:: Exercise goal ::
Using the data below, return word for word every line from the one holding "Reproduce this screenshot" down to the one holding "string; color: string;". Leave pictures out.

:: Data shown ::
###
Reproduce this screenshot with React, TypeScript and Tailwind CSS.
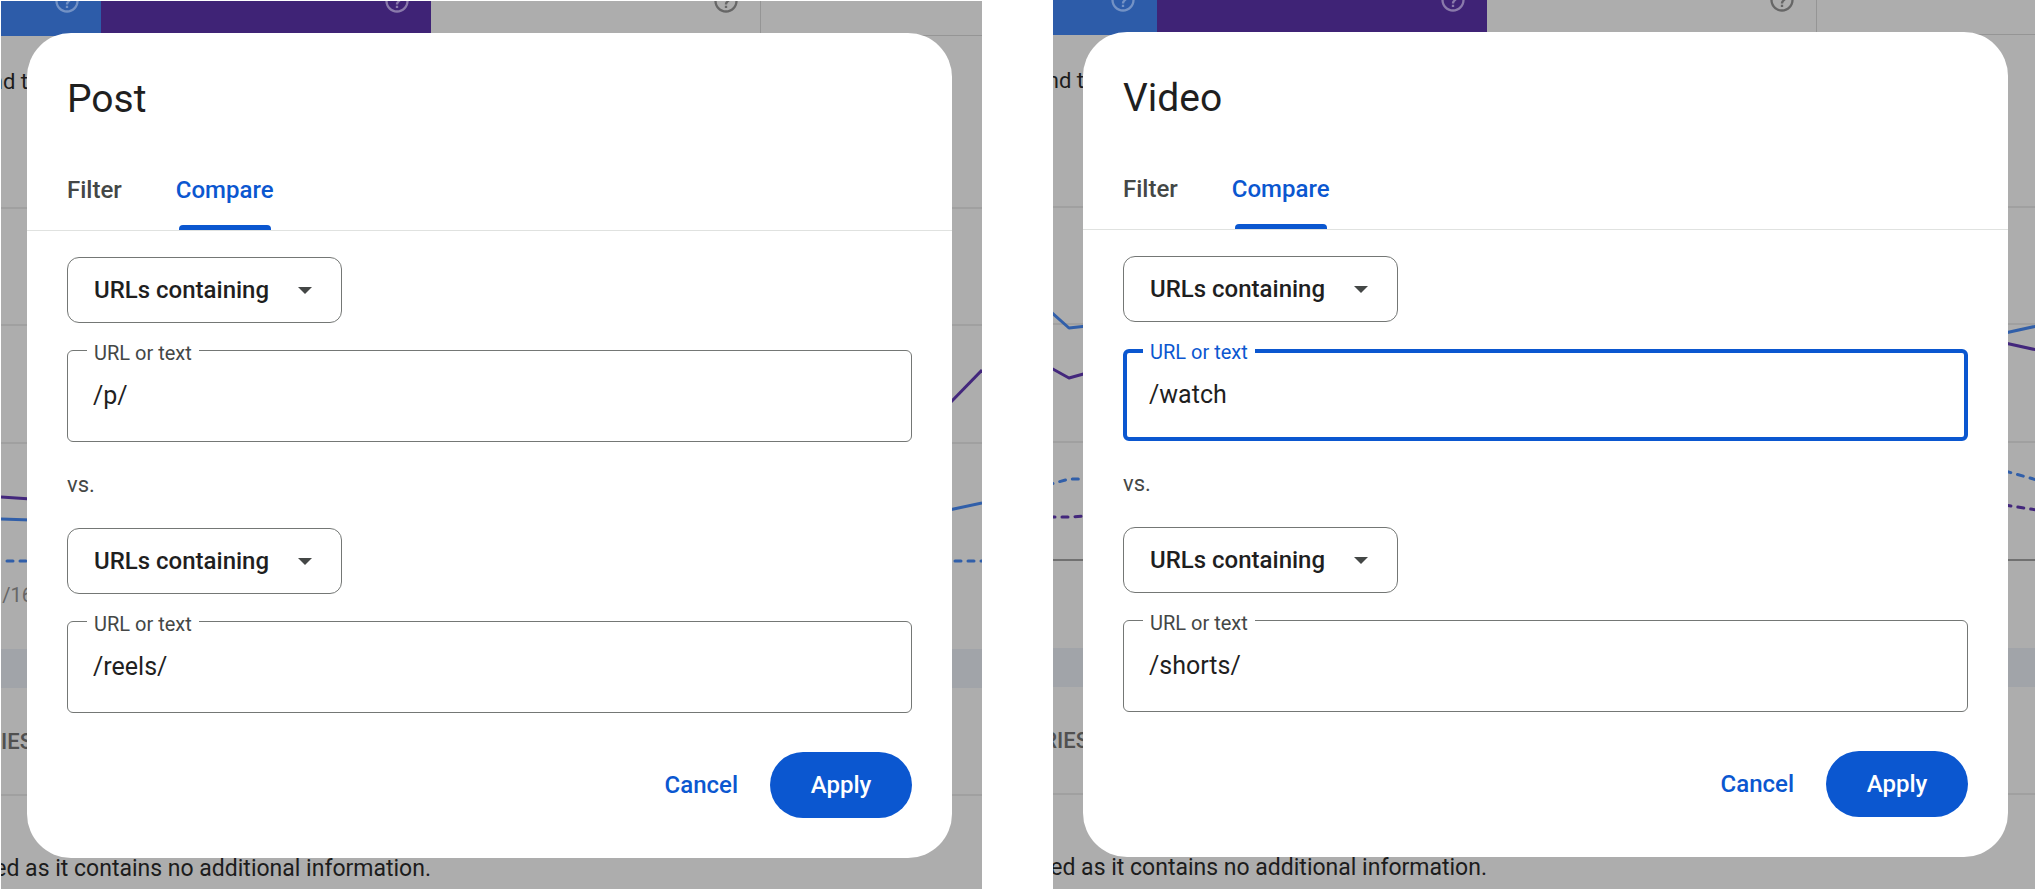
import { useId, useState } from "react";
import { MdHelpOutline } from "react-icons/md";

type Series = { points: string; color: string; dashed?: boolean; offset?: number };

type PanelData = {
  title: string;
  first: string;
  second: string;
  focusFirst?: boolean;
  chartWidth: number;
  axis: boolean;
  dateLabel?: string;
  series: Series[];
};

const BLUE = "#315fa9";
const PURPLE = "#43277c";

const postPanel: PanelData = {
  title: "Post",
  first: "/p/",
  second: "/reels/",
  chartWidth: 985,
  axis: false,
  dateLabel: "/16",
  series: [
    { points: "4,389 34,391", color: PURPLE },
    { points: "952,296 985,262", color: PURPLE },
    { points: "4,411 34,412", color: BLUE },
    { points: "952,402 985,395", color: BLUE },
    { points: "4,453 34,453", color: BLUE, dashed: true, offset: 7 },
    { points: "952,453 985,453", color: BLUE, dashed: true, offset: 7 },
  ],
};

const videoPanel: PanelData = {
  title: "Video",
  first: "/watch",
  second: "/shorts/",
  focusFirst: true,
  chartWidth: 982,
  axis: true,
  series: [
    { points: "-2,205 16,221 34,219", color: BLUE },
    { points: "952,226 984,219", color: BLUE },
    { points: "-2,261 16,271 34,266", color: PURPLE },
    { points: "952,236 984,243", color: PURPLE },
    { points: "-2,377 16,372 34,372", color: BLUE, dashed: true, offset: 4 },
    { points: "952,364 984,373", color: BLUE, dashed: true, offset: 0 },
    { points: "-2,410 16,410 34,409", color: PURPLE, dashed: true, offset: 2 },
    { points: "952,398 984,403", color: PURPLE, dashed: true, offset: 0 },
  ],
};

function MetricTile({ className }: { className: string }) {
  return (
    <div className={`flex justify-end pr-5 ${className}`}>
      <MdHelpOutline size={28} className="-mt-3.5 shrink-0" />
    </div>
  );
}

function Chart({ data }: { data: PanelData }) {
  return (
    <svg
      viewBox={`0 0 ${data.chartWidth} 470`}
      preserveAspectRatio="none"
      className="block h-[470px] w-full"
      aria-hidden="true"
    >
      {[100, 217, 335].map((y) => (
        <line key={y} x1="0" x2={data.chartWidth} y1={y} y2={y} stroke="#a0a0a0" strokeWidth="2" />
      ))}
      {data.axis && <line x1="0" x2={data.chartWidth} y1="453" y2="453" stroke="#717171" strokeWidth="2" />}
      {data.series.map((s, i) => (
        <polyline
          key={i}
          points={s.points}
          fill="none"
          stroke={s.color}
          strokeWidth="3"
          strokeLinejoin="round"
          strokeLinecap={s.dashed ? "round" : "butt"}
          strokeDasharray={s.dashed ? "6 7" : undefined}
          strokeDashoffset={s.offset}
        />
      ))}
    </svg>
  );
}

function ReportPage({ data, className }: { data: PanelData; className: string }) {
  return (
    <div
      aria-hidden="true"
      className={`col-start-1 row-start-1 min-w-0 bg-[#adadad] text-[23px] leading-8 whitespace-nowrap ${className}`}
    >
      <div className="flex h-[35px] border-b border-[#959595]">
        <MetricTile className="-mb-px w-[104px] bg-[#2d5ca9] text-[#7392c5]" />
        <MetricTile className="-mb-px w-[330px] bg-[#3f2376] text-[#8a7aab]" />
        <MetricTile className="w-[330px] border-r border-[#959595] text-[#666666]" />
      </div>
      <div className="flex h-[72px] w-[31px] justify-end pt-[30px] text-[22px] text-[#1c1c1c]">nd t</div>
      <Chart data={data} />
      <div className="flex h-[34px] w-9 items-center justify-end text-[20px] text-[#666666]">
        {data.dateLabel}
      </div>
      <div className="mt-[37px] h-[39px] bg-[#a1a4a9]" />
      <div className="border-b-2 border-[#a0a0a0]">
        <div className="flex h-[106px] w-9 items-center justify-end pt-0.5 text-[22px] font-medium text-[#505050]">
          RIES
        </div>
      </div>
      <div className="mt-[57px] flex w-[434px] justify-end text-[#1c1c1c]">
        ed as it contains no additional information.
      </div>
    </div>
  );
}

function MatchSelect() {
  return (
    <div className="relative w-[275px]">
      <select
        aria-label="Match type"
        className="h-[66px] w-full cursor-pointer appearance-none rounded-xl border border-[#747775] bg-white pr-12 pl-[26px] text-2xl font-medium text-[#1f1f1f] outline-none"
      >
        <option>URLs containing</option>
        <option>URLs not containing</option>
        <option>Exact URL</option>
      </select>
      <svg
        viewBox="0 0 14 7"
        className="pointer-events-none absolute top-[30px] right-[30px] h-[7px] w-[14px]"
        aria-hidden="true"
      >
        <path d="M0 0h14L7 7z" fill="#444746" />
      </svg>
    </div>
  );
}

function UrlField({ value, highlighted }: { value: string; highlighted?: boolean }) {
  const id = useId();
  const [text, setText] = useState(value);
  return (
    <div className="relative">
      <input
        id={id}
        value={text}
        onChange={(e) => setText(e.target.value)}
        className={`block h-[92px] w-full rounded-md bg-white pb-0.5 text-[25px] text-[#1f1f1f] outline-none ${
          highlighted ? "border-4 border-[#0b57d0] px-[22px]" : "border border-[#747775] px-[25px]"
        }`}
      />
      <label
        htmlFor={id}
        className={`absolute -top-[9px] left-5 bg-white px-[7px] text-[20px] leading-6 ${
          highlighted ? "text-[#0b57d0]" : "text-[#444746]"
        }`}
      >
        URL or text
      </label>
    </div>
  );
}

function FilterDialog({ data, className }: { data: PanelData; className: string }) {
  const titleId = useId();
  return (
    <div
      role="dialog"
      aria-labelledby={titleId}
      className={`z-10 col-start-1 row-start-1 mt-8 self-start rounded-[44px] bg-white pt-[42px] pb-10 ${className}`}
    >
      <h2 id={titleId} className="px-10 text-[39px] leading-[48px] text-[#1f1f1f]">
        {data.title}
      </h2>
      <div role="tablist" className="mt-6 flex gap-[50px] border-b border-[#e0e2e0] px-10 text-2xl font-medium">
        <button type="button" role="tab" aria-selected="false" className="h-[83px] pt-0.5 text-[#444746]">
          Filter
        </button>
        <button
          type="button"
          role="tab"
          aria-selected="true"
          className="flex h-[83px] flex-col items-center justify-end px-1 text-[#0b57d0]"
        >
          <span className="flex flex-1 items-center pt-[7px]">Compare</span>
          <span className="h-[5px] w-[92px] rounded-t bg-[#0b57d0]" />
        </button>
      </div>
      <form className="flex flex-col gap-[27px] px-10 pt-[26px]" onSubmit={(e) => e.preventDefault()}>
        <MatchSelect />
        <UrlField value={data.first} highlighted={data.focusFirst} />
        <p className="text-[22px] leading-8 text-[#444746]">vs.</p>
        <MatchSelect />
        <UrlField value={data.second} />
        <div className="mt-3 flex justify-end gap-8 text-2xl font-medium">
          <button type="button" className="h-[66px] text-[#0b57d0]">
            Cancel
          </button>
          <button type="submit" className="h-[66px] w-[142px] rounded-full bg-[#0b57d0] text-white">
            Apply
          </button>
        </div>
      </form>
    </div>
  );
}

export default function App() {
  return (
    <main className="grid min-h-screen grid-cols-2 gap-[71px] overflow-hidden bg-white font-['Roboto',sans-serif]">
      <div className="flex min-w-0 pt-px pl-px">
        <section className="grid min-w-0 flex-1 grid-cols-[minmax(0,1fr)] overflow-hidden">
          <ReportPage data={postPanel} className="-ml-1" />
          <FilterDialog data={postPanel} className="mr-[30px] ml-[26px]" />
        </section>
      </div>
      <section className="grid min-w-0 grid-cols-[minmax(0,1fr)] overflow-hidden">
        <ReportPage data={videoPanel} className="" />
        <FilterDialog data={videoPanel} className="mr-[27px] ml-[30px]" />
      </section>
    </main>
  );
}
###
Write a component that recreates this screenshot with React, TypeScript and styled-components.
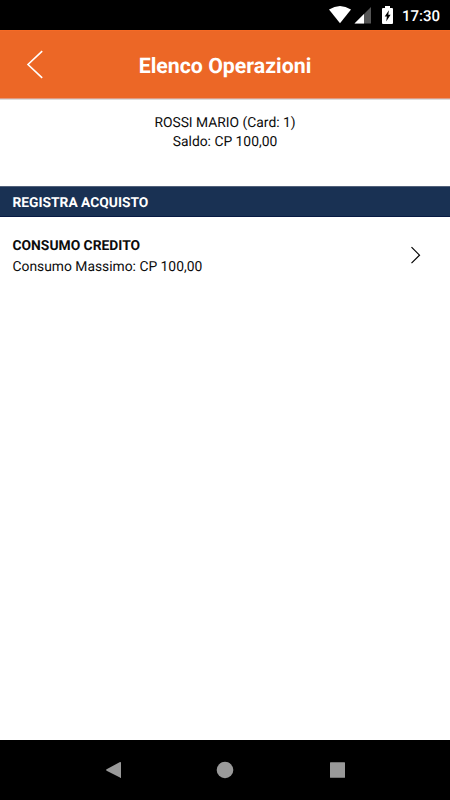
###
:: Worked solution ::
Reproduce this screenshot with React, TypeScript and Tailwind CSS.
import { useId, useState } from "react";
import { MdHelpOutline } from "react-icons/md";

type Series = { points: string; color: string; dashed?: boolean; offset?: number };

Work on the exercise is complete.